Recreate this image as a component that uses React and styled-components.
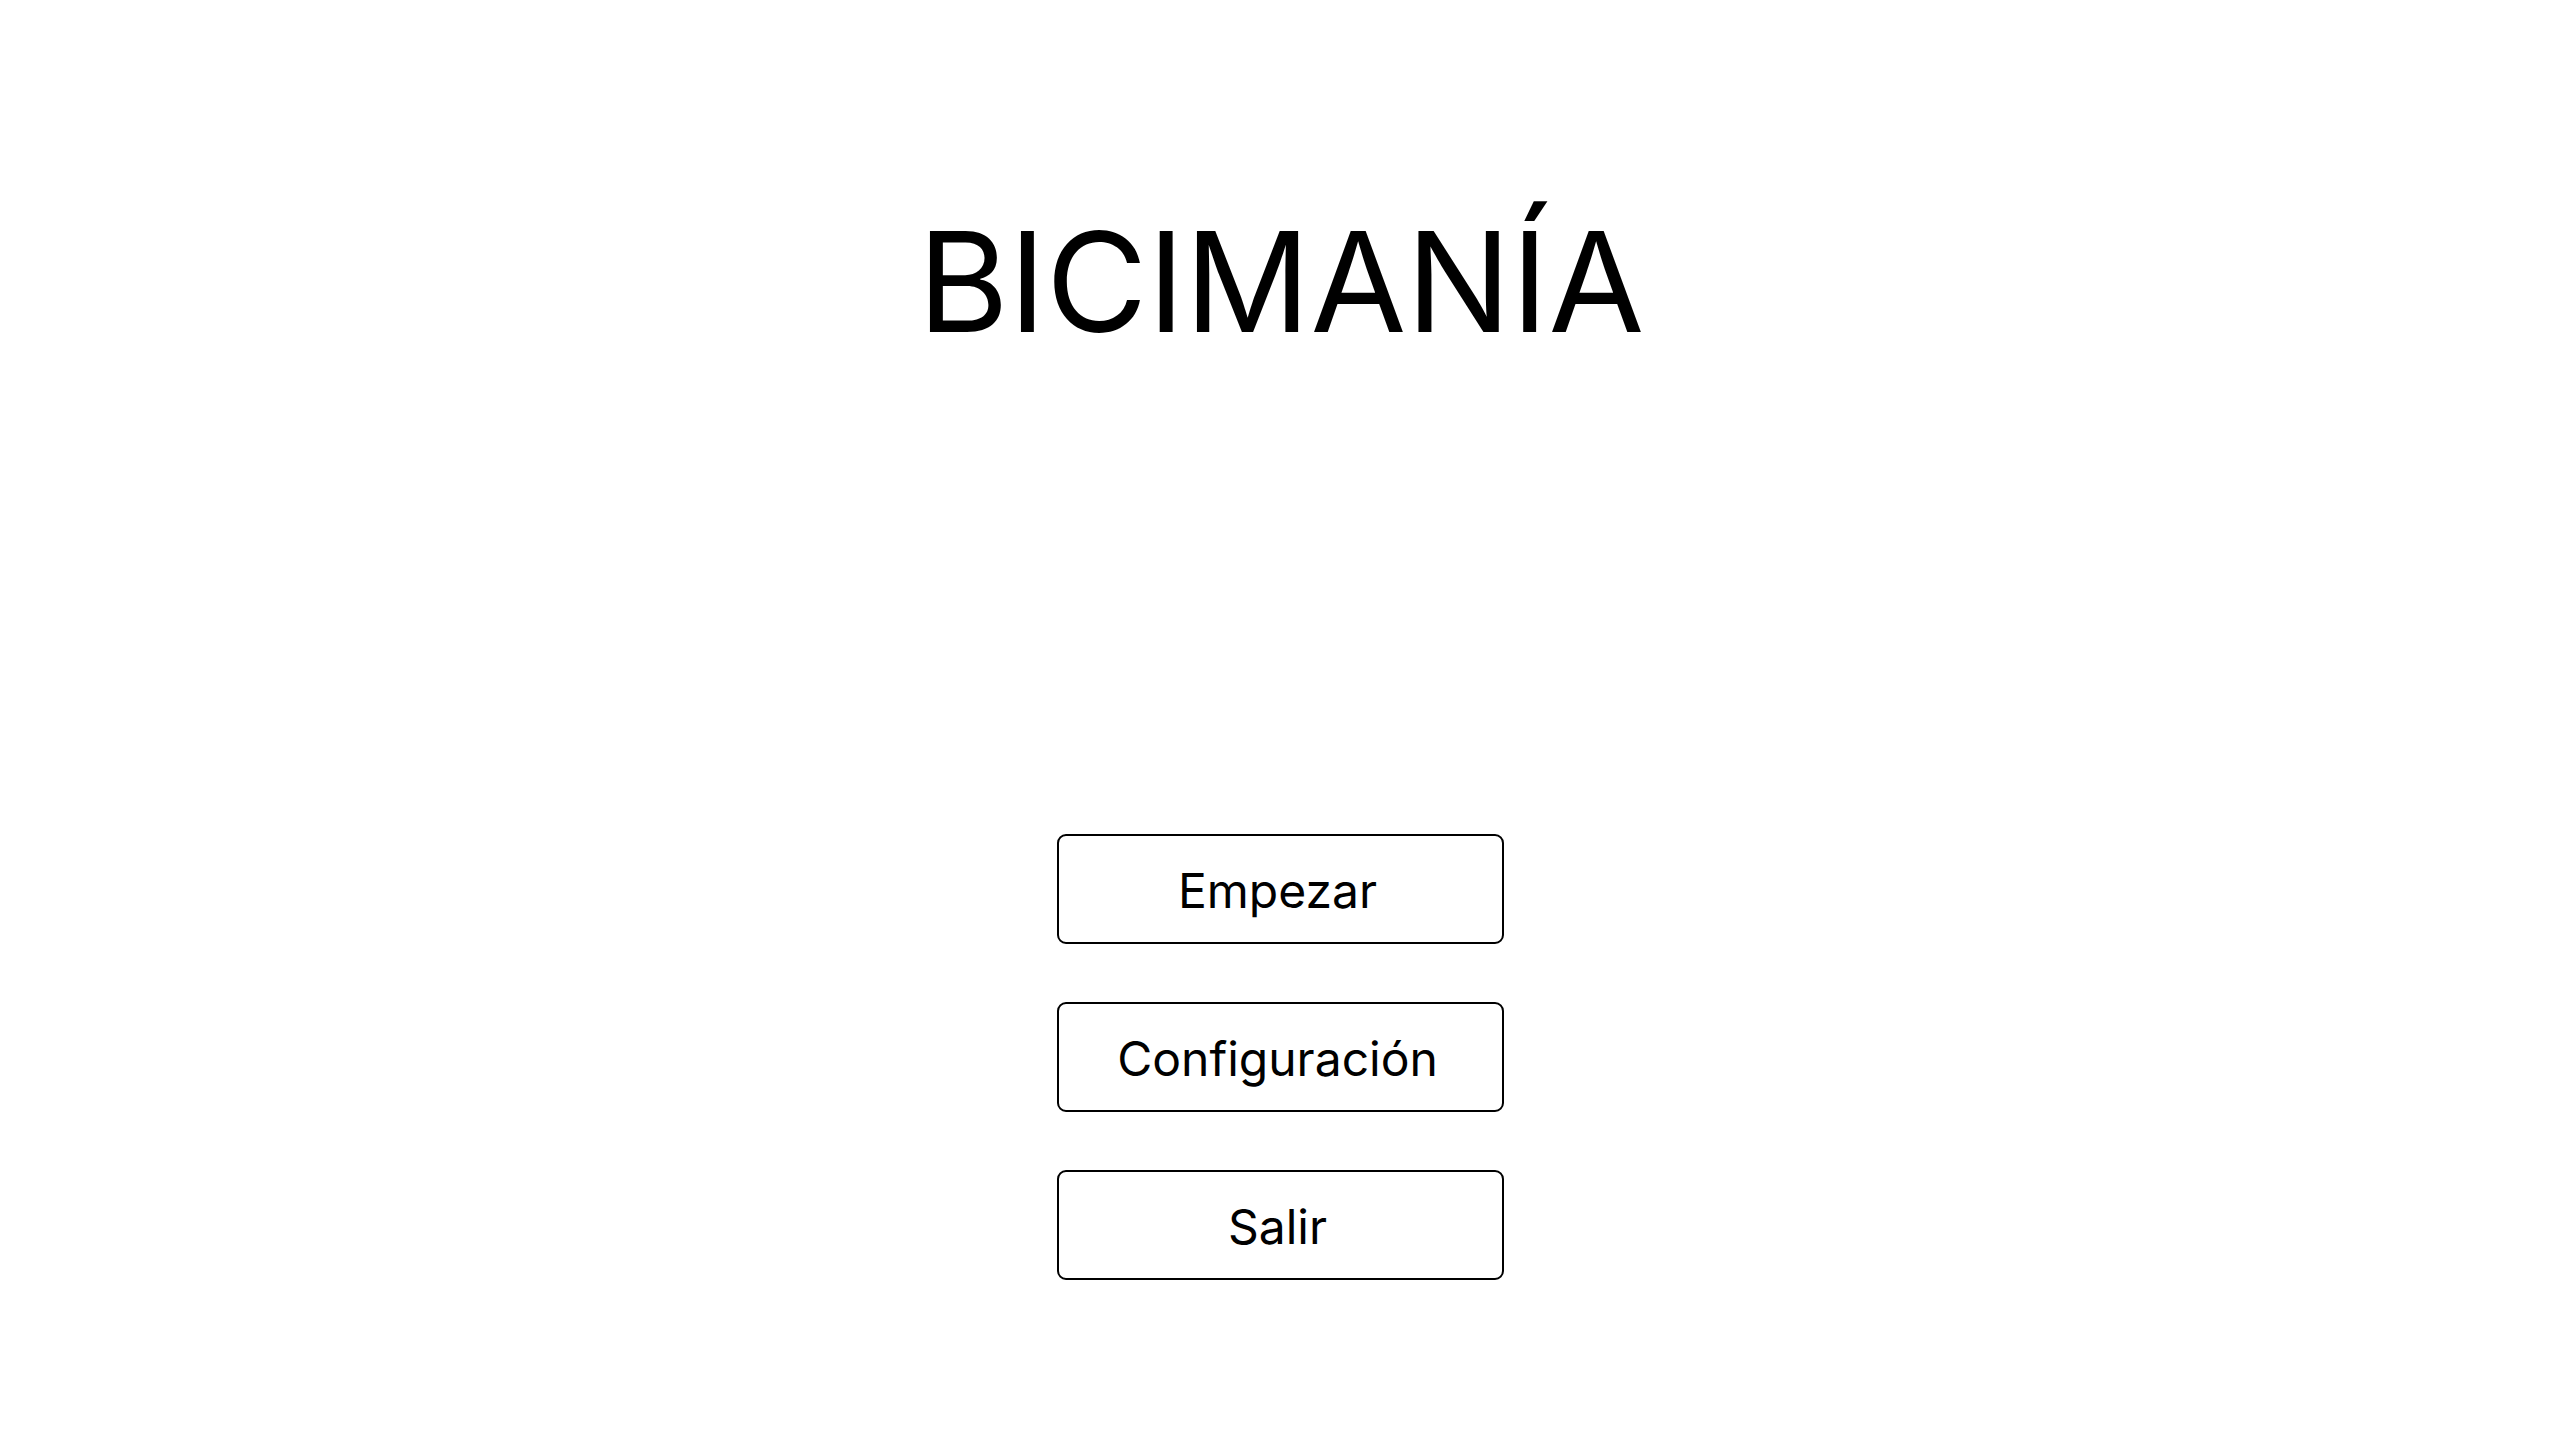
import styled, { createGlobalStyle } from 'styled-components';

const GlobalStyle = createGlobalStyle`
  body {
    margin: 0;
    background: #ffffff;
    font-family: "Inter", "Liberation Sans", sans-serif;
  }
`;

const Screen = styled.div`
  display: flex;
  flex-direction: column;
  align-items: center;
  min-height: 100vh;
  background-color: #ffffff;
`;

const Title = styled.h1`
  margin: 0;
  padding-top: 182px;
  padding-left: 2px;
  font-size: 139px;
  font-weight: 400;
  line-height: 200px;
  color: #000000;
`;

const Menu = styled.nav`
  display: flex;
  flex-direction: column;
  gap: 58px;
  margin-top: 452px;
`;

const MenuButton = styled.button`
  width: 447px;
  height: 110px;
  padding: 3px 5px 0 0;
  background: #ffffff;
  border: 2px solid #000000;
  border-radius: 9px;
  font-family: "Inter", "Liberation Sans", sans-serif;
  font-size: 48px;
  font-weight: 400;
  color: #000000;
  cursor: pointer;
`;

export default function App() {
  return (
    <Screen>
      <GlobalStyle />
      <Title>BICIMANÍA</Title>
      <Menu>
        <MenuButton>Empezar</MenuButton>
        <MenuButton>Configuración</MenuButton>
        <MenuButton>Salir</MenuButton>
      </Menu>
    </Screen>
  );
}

+-------+

What this task involves >> Copy out the whole listing exactly, and don't carry over any pictures.

Exercise answer >>
Recreate this image as a component that uses React and styled-components.
import styled, { createGlobalStyle } from 'styled-components';

const GlobalStyle = createGlobalStyle`
  body {
    margin: 0;
    background: #ffffff;
    font-family: "Inter", "Liberation Sans", sans-serif;
  }
`;

const Screen = styled.div`
  display: flex;
  flex-direction: column;
  align-items: center;
  min-height: 100vh;
  background-color: #ffffff;
`;

const Title = styled.h1`
  margin: 0;
  padding-top: 182px;
  padding-left: 2px;
  font-size: 139px;
  font-weight: 400;
  line-height: 200px;
  color: #000000;
`;

const Menu = styled.nav`
  display: flex;
  flex-direction: column;
  gap: 58px;
  margin-top: 452px;
`;

const MenuButton = styled.button`
  width: 447px;
  height: 110px;
  padding: 3px 5px 0 0;
  background: #ffffff;
  border: 2px solid #000000;
  border-radius: 9px;
  font-family: "Inter", "Liberation Sans", sans-serif;
  font-size: 48px;
  font-weight: 400;
  color: #000000;
  cursor: pointer;
`;

export default function App() {
  return (
    <Screen>
      <GlobalStyle />
      <Title>BICIMANÍA</Title>
      <Menu>
        <MenuButton>Empezar</MenuButton>
        <MenuButton>Configuración</MenuButton>
        <MenuButton>Salir</MenuButton>
      </Menu>
    </Screen>
  );
}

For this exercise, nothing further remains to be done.